**Information shown**:
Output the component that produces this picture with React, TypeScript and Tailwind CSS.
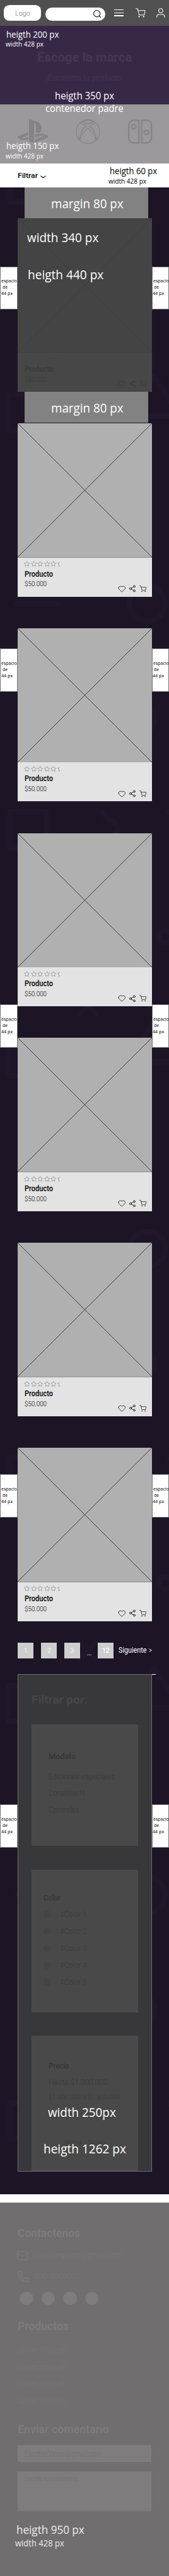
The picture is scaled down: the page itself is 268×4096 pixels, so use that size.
import { useLayoutEffect, useRef } from "react";
import type { ReactNode } from "react";
import { Heart, Mail, Phone, Share2, Star } from "lucide-react";
import { FaPlaystation } from "react-icons/fa";

type WithClass = { className?: string };

/* One line of text, condensed or expanded to fill the width of its box. */
function Line({ className = "", children }: WithClass & { children: ReactNode }) {
  const box = useRef<HTMLDivElement>(null);
  const text = useRef<HTMLSpanElement>(null);
  useLayoutEffect(() => {
    if (!box.current || !text.current) return;
    text.current.style.transform = "none";
    const ratio = box.current.getBoundingClientRect().width / text.current.getBoundingClientRect().width;
    text.current.style.transform = `scaleX(${ratio})`;
  });
  return (
    <div ref={box} className={`flex whitespace-nowrap leading-none ${className}`}>
      <span ref={text} className="block shrink-0 origin-left">
        {children}
      </span>
    </div>
  );
}

const note = "font-['Open_Sans',sans-serif]";

function Cart({ className = "", stroke = 2 }: WithClass & { stroke?: number }) {
  return (
    <svg viewBox="0 0 25 24" className={className} fill="none" stroke="currentColor" strokeWidth={stroke} strokeLinejoin="round" strokeLinecap="round">
      <path d="M1 1.2h3.8L9 17h13l2-11H6.2" />
      <circle cx="9" cy="21.5" r="1.8" fill="currentColor" stroke="none" />
      <circle cx="20.3" cy="21.5" r="1.8" fill="currentColor" stroke="none" />
    </svg>
  );
}

function XboxIcon() {
  return (
    <svg viewBox="0 0 62 62" className="h-[62px] w-[62px]" fill="none" stroke="currentColor" strokeWidth="1.9" strokeLinejoin="round">
      <circle cx="31" cy="31" r="30" />
      <path d="M16.7 5.5Q31-.5 45.3 5.5L31 12.2Z" />
      <path d="M12.3 7.9 26.3 16Q12 30 9.5 50.5" />
      <path d="M49.7 7.9 35.7 16Q50 30 52.5 50.5" />
      <path d="M10.8 51.6Q15 35 31 21Q47 35 51.2 51.6" />
    </svg>
  );
}

function SwitchIcon() {
  return (
    <svg viewBox="0 0 62 62" className="h-[62px] w-[62px]" fill="none" stroke="currentColor" strokeWidth="3.6">
      <path d="M27.4 2v57.6H14.5A12.5 12.5 0 0 1 2 47V14.5A12.5 12.5 0 0 1 14.5 2Z" />
      <path d="M34.6 2v57.6h12.2A12.5 12.5 0 0 0 59.3 47V14.5A12.5 12.5 0 0 0 46.8 2Z" />
      <circle cx="14.5" cy="18.3" r="5.6" />
      <circle cx="46.7" cy="32.5" r="5.6" />
    </svg>
  );
}

function Header() {
  return (
    <header className="flex h-[65px] bg-[#505050] pl-[10px] text-white">
      <div className="mt-[13px] h-[40px] w-[94px] rounded-[14px] bg-white pl-[29px] pt-[12px] text-[#777777]">
        <Line className="w-[38px] text-[18px] font-light">Logo</Line>
      </div>
      <div className="ml-[11px] mt-[19px] flex h-[33px] w-[152px] justify-end rounded-full bg-white pr-[11px] pt-[6px] text-black">
        <svg viewBox="0 0 20 20" className="h-[20px] w-[20px]" fill="none" stroke="currentColor" strokeWidth="1.6" strokeLinecap="round">
          <circle cx="9" cy="9" r="8.1" />
          <path d="m14.8 14.8 4.4 4.4" />
        </svg>
      </div>
      <div className="ml-[22px] mt-[24px] flex h-[17px] w-[24px] flex-col justify-between">
        <div className="h-[2px] bg-white" />
        <div className="h-[2px] bg-white" />
        <div className="h-[2px] bg-white" />
      </div>
      <Cart className="ml-[30px] mt-[20.5px] h-[24px] w-[25px]" stroke={1.6} />
      <svg viewBox="0 0 22 24" className="ml-[28px] mt-[20.5px] h-[24px] w-[22px]" fill="none" stroke="currentColor" strokeWidth="1.7" strokeLinecap="round">
        <circle cx="11" cy="6.4" r="5.2" />
        <path d="M1.3 23v-2a5 5 0 0 1 5-5h9.4a5 5 0 0 1 5 5v2" />
      </svg>
    </header>
  );
}

function Hero() {
  return (
    <section className="relative">
      <div className="relative flex h-[200px] flex-col items-center bg-[#372848] pt-[65px]">
        <Line className="w-[240px] text-[32px] font-bold text-[#453654]">Escoge la marca</Line>
        <Line className="mt-[28px] w-[195px] text-[19px] font-light text-[#463755]">¡Encuentra tu producto!</Line>
        <div className={`absolute left-[15px] top-[9.6px] text-white ${note}`}>
          <Line className="ml-[1px] w-[133px] text-[23.5px]">heigth 200 px</Line>
          <Line className="mt-[6px] w-[96px] text-[17px]">width 428 px</Line>
        </div>
      </div>
      <div className="relative flex h-[150px] bg-[#9b999b] pl-[44px] text-[#848484]">
        <FaPlaystation className="mt-[34px] h-[68.5px] w-[77px]" />
        <div className="ml-[71px] mt-[38px]">
          <XboxIcon />
        </div>
        <div className="ml-[70px] mt-[38px]">
          <SwitchIcon />
        </div>
        <div className={`absolute left-[15px] top-[92.6px] text-white ${note}`}>
          <Line className="ml-[1px] w-[133px] text-[23.5px]">heigth 150 px</Line>
          <Line className="mt-[6px] w-[96px] text-[17px]">width 428 px</Line>
        </div>
      </div>
      <div className={`absolute left-0 top-[164.5px] flex w-full flex-col items-center text-white ${note}`}>
        <Line className="w-[150px] text-[26.5px]">heigth 350 px</Line>
        <Line className="mt-[6px] w-[197.5px] text-[26.5px]">contenedor padre</Line>
      </div>
    </section>
  );
}

function FilterBar() {
  return (
    <div className="flex h-[60px] bg-white pl-[45px] text-black">
      <Line className="mt-[22.4px] w-[51px] text-[18.5px] font-medium">Filtrar</Line>
      <svg viewBox="0 0 14 8" className="ml-[6px] mt-[30px] h-[8px] w-[14px]" fill="none" stroke="currentColor" strokeWidth="1.8" strokeLinecap="round" strokeLinejoin="round">
        <path d="M1.2 1.4 7 6l5.8-4.6" />
      </svg>
      <div className={`ml-[159px] mt-[7px] ${note}`}>
        <Line className="ml-[2px] w-[120px] text-[23.5px]">heigth 60 px</Line>
        <Line className="mt-[6px] w-[96px] text-[17px]">width 428 px</Line>
      </div>
    </div>
  );
}

function Backdrop() {
  const tiles = [-61, 1577, 3216, 4854];
  return (
    <svg viewBox="0 0 428 5093" className="absolute left-0 top-0 h-[5093px] w-[428px]" fill="none" stroke="#20182a" strokeWidth="14" strokeLinecap="round" strokeLinejoin="round">
      {tiles.map((y) => (
        <g key={y} transform={`translate(0 ${y})`}>
          <rect x="25.500" y="7" width="91" height="91" />
          <path d="M262 7c2 26 36 22 36 44q0 8-6 14" />
          <circle cx="432" cy="8" r="3" />
          <circle cx="418" cy="325" r="16" />
          <path d="m201 475 42 45m0-45-42 45" />
          <path d="M390 540 325 642H455Z" />
          <rect x="21" y="586" width="91" height="91" />
          <path d="M44 1117H147" />
          <circle cx="373" cy="1117" r="45" />
          <circle cx="352" cy="1408" r="39" />
        </g>
      ))}
    </svg>
  );
}

function MarginBlock({ className = "" }: WithClass) {
  return (
    <div className={`relative ml-[63px] w-[312px] bg-[#828282] pl-[66px] pt-[26px] text-white ${className} ${note}`}>
      <Line className="w-[183px] text-[32px]">margin 80 px</Line>
    </div>
  );
}

function SpaceNote({ className }: { className: string }) {
  return (
    <div className={`absolute h-[110px] w-[44px] border border-[#777777] bg-white pt-[29.500px] text-black ${note} ${className}`}>
      <Line className="ml-[1.500px] w-[39.500px] text-[12px]">espacio</Line>
      <Line className="ml-[4.500px] mt-[4px] w-[13px] text-[12px]">de</Line>
      <Line className="ml-[1px] mt-[4px] w-[29px] text-[12px]">44 px</Line>
    </div>
  );
}

function ProductCard({ children }: { children?: ReactNode }) {
  return (
    <article className="relative ml-[44px] flex h-[440px] w-[340px] flex-col bg-[#e3e3e3] text-black">
      <svg viewBox="0 0 340 341" className="h-[341px] w-[340px] bg-[#b0b0b0]" stroke="#1c1c1c" strokeWidth="1.2">
        <path d="M0 0 340 340M340 0 0 340" />
        <path d="M0 340.500H340" stroke="#858585" />
      </svg>
      <div className="ml-[16.500px] mt-[9px] flex w-[90.500px] gap-[2px] overflow-hidden text-[#555555]">
        {[0, 1, 2, 3, 4, 5].map((n) => (
          <Star key={n} className="h-[15px] w-[15px] shrink-0" strokeWidth={1.2} />
        ))}
      </div>
      <div className="flex pl-[19px]">
        <div className="w-[236px]">
          <Line className="mt-[9.500px] w-[72px] text-[19px] font-medium">Producto</Line>
          <Line className="mt-[8px] w-[56px] text-[16.500px] font-light">$50.000</Line>
        </div>
        <div className="mt-[45px] flex items-center">
          <Heart className="h-[20px] w-[20px]" strokeWidth={1.4} />
          <Share2 className="ml-[6px] h-[19px] w-[19px]" strokeWidth={1.6} />
          <Cart className="ml-[8px] h-[17px] w-[18px]" stroke={1.5} />
        </div>
      </div>
      {children}
    </article>
  );
}

function Pagination() {
  const page = "h-[40px] w-[40px] bg-[#cecece] pt-[12px]";
  return (
    <nav className="relative mt-[54px] flex h-[40px] pl-[45px] text-white">
      <div className={`${page} pl-[16px] text-[#f0f0f0]`}>
        <Line className="w-[8px] text-[18px]">1</Line>
      </div>
      <div className={`${page} ml-[19px] pl-[15px] text-[#f0f0f0]`}>
        <Line className="w-[10px] text-[18px]">2</Line>
      </div>
      <div className={`${page} ml-[19px] pl-[15px] text-[#f0f0f0]`}>
        <Line className="w-[10px] text-[18px]">3</Line>
      </div>
      <Line className="ml-[17px] mt-[18px] w-[12px] text-[18px]">...</Line>
      <div className={`${page} ml-[16px] pl-[11px]`}>
        <Line className="w-[19px] text-[18px] font-medium">12</Line>
      </div>
      <Line className="ml-[12px] mt-[11.500px] w-[71px] text-[19px]">Siguiente</Line>
      <svg viewBox="0 0 8 10" className="ml-[6px] mt-[15px] h-[10px] w-[8px]" fill="none" stroke="currentColor" strokeWidth="1.5">
        <path d="M.8 1 7 5 .8 9" />
      </svg>
    </nav>
  );
}

function FilterPanel() {
  const group = "ml-[33px] w-[270px] bg-[#494949] text-[#3a3a3a]";
  return (
    <div className="relative mt-[40px] pl-[44px]">
      <div className="h-px w-[351px] bg-white" />
      <aside className="relative -mt-px ml-[1px] h-[1262px] w-[340px] border border-[#6e6e70] bg-[#38383a]">
        <Line className="ml-[34px] mt-[49.700px] w-[142px] text-[30px] font-bold text-[#464648]">Filtrar por:</Line>
        <div className={`${group} mt-[47px] h-[308px] pl-[44px] pt-[71px]`}>
          <Line className="w-[69px] text-[20px] font-bold text-[#383838]">Modelo</Line>
          <Line className="mt-[31px] w-[168px] text-[20px] font-light">Ediciones especiales</Line>
          <Line className="mt-[23px] w-[91px] text-[20px] font-light">Consolas N</Line>
          <Line className="mt-[23px] w-[78px] text-[20px] font-light">Controles</Line>
        </div>
        <div className={`${group} mt-[60px] h-[362px] pl-[30px] pt-[63px]`}>
          <Line className="w-[43px] text-[20px] font-medium text-[#363636]">Color</Line>
          <ul className="mt-[21px] flex flex-col gap-[23px]">
            {[1, 2, 3, 4, 5].map((n) => (
              <li key={n} className="flex gap-[22px]">
                <div className="h-[20px] w-[20px] rounded-full bg-[#444444]" />
                <Line className="w-[68px] text-[20px] font-light">#Color {n}</Line>
              </li>
            ))}
          </ul>
        </div>
        <div className={`${group} mt-[60px] h-[343px] pl-[44px] pt-[66.700px]`}>
          <Line className="w-[52px] text-[20px] font-medium text-[#363636]">Precio</Line>
          <Line className="mt-[21px] w-[150px] text-[20px] font-light">Hasta $1.000.000</Line>
          <Line className="mt-[21px] w-[181px] text-[17px] font-light">$1.000.000 a $1.500.000</Line>
          <Line className="mt-[28px] w-[161px] text-[20px] font-light">Más de $1.500.000</Line>
          <div className="ml-[39px] mt-[47.700px] flex gap-[15px]">
            <Line className="w-[44px] text-[15px] font-light">Mínimo</Line>
            <Line className="w-[46px] text-[15px] font-light">Maximo</Line>
          </div>
        </div>
        <div className={`absolute left-[64px] top-[1094.500px] text-white ${note}`}>
          <Line className="ml-[10px] w-[172px] text-[31px]">width 250px</Line>
          <Line className="mt-[62px] w-[209px] text-[31px]">heigth 1262 px</Line>
        </div>
      </aside>
    </div>
  );
}

function Products() {
  return (
    <main className="relative h-[5093px] bg-[#1d1426]">
      <Backdrop />
      <MarginBlock className="h-[79px]" />
      <ProductCard>
        <div className={`absolute inset-0 bg-[rgba(60,60,60,0.934)] pl-[25px] pt-[34px] text-white ${note}`}>
          <Line className="w-[181px] text-[31.500px]">width 340 px</Line>
          <Line className="ml-[1px] mt-[61.500px] w-[192px] text-[31.500px]">heigth 440 px</Line>
        </div>
      </ProductCard>
      <MarginBlock className="mb-[1px] h-[79px]" />
      <div className="flex flex-col gap-[80px]">
        <ProductCard />
        <ProductCard />
        <ProductCard />
        <ProductCard />
        <ProductCard />
        <ProductCard />
      </div>
      <Pagination />
      <FilterPanel />
      <SpaceNote className="left-0 top-[201px]" />
      <SpaceNote className="right-0 top-[201px]" />
      <SpaceNote className="left-0 top-[1171px]" />
      <SpaceNote className="right-0 top-[1171px]" />
      <SpaceNote className="left-0 top-[2074px]" />
      <SpaceNote className="right-0 top-[2074px]" />
      <SpaceNote className="left-0 top-[3266px]" />
      <SpaceNote className="right-0 top-[3266px]" />
      <SpaceNote className="left-0 top-[4104px]" />
      <SpaceNote className="right-0 top-[4104px]" />
    </main>
  );
}

function Footer() {
  return (
    <footer className="mt-[21px] h-[950px] border-t border-[#959395] bg-[#706e6f] pl-[45px] pt-[61.600px] text-[#797778]">
      <Line className="w-[158px] text-[29px] font-bold text-[#7d7b7c]">Contactenos</Line>
      <div className="-ml-[3px] mt-[27px] flex h-[31px] items-center">
        <Mail className="h-[31px] w-[31px] text-[#7d7b7c]" strokeWidth={1.4} />
        <Line className="ml-[10px] w-[226px] text-[20px] font-light">LoremImpsum@gmail.com</Line>
      </div>
      <div className="-ml-[2px] mt-[22px] flex h-[31px] items-center">
        <Phone className="h-[31px] w-[31px] text-[#7d7b7c]" strokeWidth={1.4} />
        <Line className="ml-[10px] w-[120px] text-[20px] font-light">000-0000000</Line>
      </div>
      <div className="ml-[5px] mt-[23.500px] flex gap-[21px]">
        {[0, 1, 2, 3].map((n) => (
          <div key={n} className="h-[34px] w-[34px] rounded-full bg-[#7e7c7d]" />
        ))}
      </div>
      <Line className="mt-[40px] w-[129px] text-[29px] font-bold text-[#7d7b7c]">Productos</Line>
      <ul className="mt-[36px] flex flex-col gap-[23px]">
        {[0, 1, 2, 3].map((n) => (
          <li key={n}>
            <Line className="w-[124px] text-[20px] font-light">Lorem Impsum</Line>
          </li>
        ))}
      </ul>
      <Line className="mt-[47.500px] w-[231px] text-[29px] font-bold text-[#7d7b7c]">Enviar comentario</Line>
      <div className="mt-[25px] h-[43px] w-[338px] bg-[#7e7c7d] pl-[18px] pt-[13.500px] text-[#737172]">
        <Line className="w-[196px] text-[19px] font-light">EscribeCorreo@gmail.com</Line>
      </div>
      <div className="mt-[24px] h-[101px] w-[338px] bg-[#7e7c7d] pl-[18px] pt-[11.500px] text-[#737172]">
        <Line className="w-[135px] text-[16px] font-light">Escribe tu comentario</Line>
      </div>
      <div className={`-ml-[6px] mt-[32px] text-[#ececec] ${note}`}>
        <Line className="ml-[2px] w-[172px] text-[29.500px]">heigth 950 px</Line>
        <Line className="mt-[9px] w-[124px] text-[22px]">width 428 px</Line>
      </div>
    </footer>
  );
}

export default function App() {
  return (
    <div className="h-[4096px] w-[268px] overflow-hidden bg-[#706e6f]">
      <div className="w-[428px] bg-white font-['Roboto',sans-serif] [zoom:0.6266]">
        <Header />
        <Hero />
        <FilterBar />
        <Products />
        <Footer />
      </div>
    </div>
  );
}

**Task description**: State the count of lines in the data holding the word "page", adding nothing to it.

**Response below**: 6